Für die Liebsten nur das Beste: Das Abendblatt stellt montags Kindergärten aus dem Kreis vor. Heute: der Kindergarten in Brande-Hörnerkirchen

Brande-Hörnerkirchen. In den Räumen der Kindertagesstätte Küsterkoppel spielen die Kinder mit Tüchern, bauen mit Stühlen und Decken eine Höhle. Die Puppen, die Legosteine oder Tischspiele bleiben im Schrank. Wer Spielzeug braucht, der bastelt es sich selbst. Aus Papier werden Flieger, aus Karton, mit Buntstiften bemalt, ein Memory-Spiel. Jeden Donnerstag ist in der Kita in Brande-Hörnerkirchen der „Spielzeug macht Ferien“-Tag. Seit zwei Jahren dürfen die Lütten an Donnerstagen nur mit Materialien spielen, die keine konventionellen Spielsachen sind – auch im Außenbereich auf dem großen Spielplatz.

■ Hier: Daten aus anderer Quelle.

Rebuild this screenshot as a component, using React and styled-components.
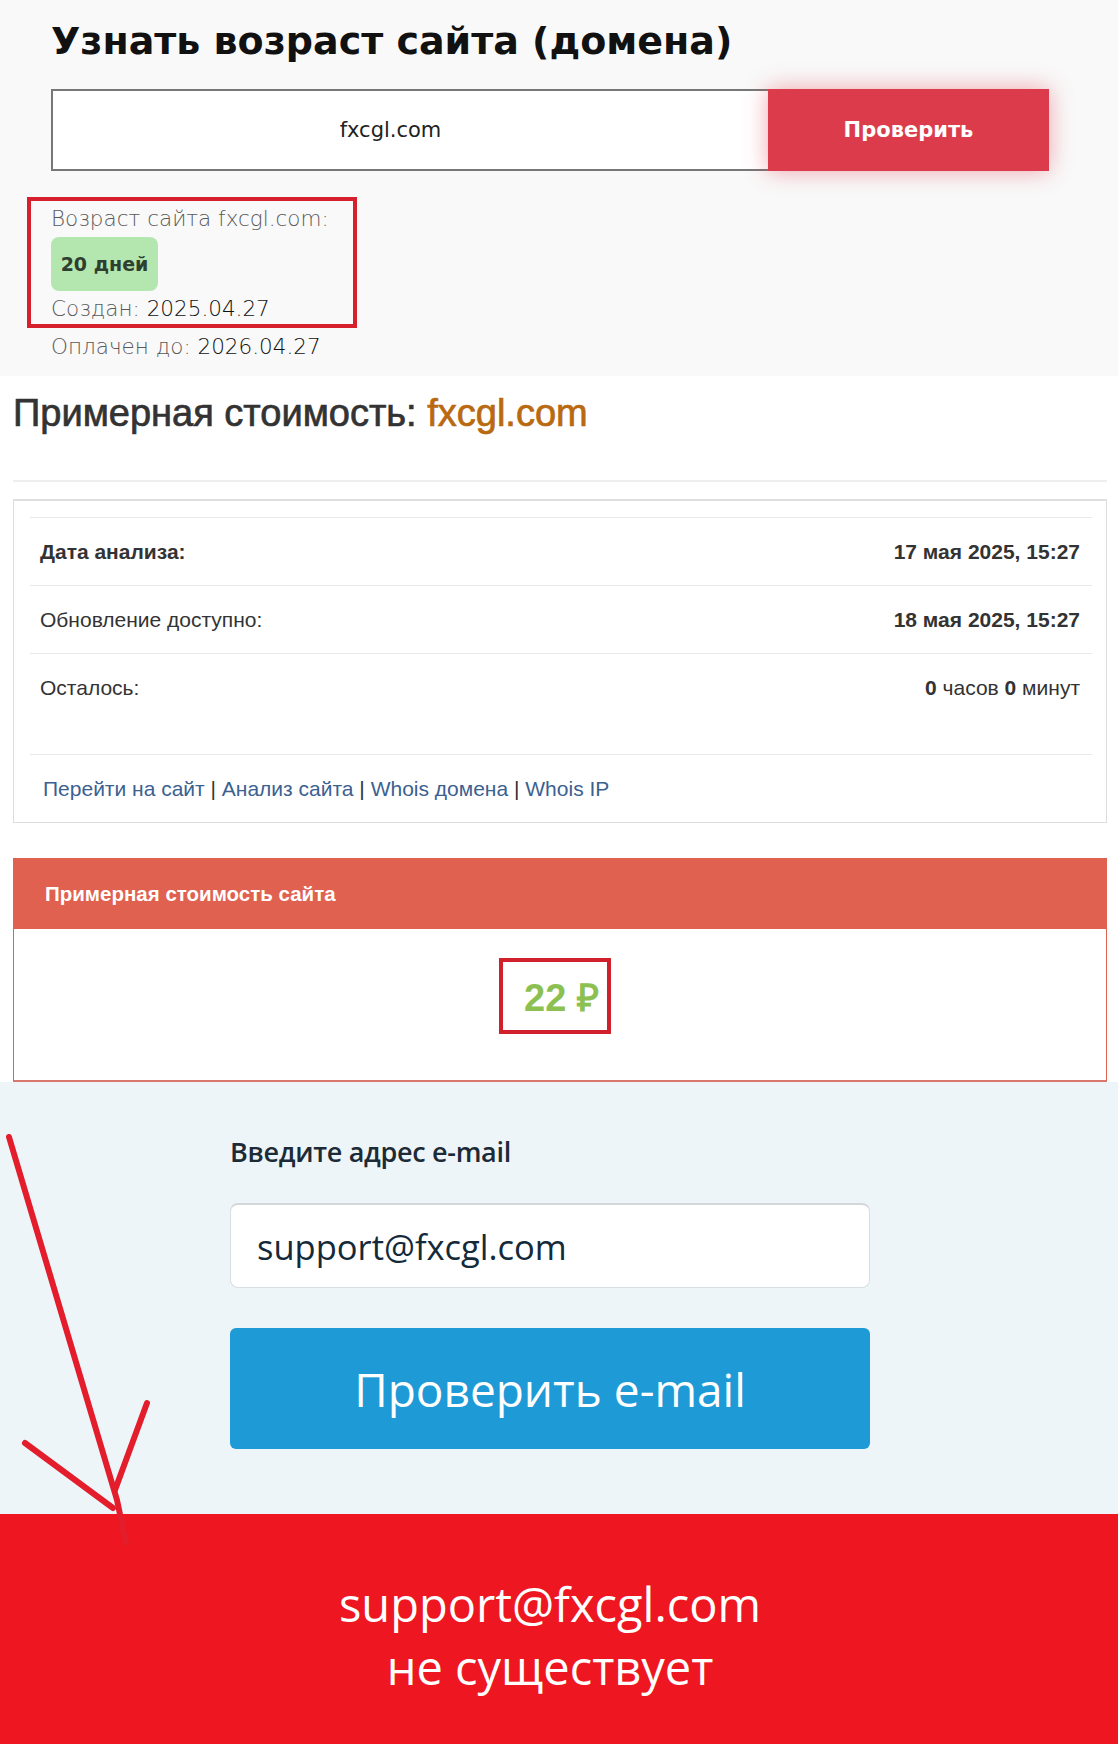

„Das kommt bei unseren Kindern sehr gut an. Es gefällt ihnen sogar so gut, dass sie es oft bis zum nächsten Tag ausdehnen“, erzählt Leiterin Martina Hinz. Der Spielzeugentzug ist eine Maßnahme im Rahmen des Papilio-Programm, ein Präventionsprogramm, das bereits im Kindergarten gegen mögliche Gewalt- und Suchtprobleme in der Jugend vorbeugen soll.

Papilio, zu deutsch „Schmetterling“, wurde auf Basis aktueller pädagogischer Kenntnisse 2002 vom beta-Institut (Institut für angewandtes Gesundheitsmanagement, Entwicklung und Forschung in Sozialmedizin) und Wissenschaftlern der Universität Bremen entwickelt. Seine Machbarkeit und Wirksamkeit wurde mit einer Studie bis 2005 in der Modellregion Augsburg wissenschaftlich belegt: Kinder, die das Programm durchlaufen haben, legten ein deutlich besseres Sozialverhalten an den Tag als Kinder ohne Papilio-Erfahrung.

Es ist wissenschaftlich erwiesen, dass zentrale Risikofaktoren für Sucht und Gewalt Verhaltensstörungen sind, die sich im Alter von etwa acht Jahren manifestieren. Mit Papilio lernen Kinder frühzeitiges soziales und emotionales Verhalten, lernen sich in eine Gruppe einzubringen, Rücksicht auf andere zu nehmen und soziale Regeln.

Wenn die Sprösslinge Vater, Mutter, Kind oder Feuerwehr spielen, wird hier nicht mehr um das Spielzeug gestritten, sondern wer welche Rolle in der Gruppe übernimmt, erklärt die Leiterin. Sie lernen, sich kreativ mit sich selbst und anderen zu beschäftigen. „Für die Neuen ist es meistens schwer. Sie wissen nicht, was sie tun sollen. Das führt schon mal zu Ängsten und Frustrationen“, weiß die Kita-Chefin zu berichten.

Solche Emotionen wahrzunehmen und zu kanalisieren – auch das will man den Kindern mit dem Programm beibringen. Und dabei helfen die Handpuppe Paula und vier Kistenkobolde, die zu ständigen Begleitern der Kinder in Brande-Hörnerkirchen geworden sind. Heulibold fühlt sich von niemanden geliebt, Zornibold ist ständig wütend, Bibberbold ist der ängstliche, Freudibold der lustige und freundliche Kobold – jede Holzpuppe steht für ein Basisgefühl. Die Geschichten zeigen, dass es völlig normal ist, auch mal wütend zu sein oder Angst zu haben und helfen den Kindern, mit ihren eigenen Gefühlen und den Emotionen anderer umzugehen. Für jeden Kobold gibt es eine Pinnwand in den Gruppenräumen. „Wenn ein Kind traurig ist, klebt es sein Foto zum Heulibold. Das Kind wird sich seines Gefühls bewusst, alle anderen wissen Bescheid, wie sie mit ihm umgehen sollen, und es gibt viel weniger Streit oder Stress“, erklärt die Leiterin.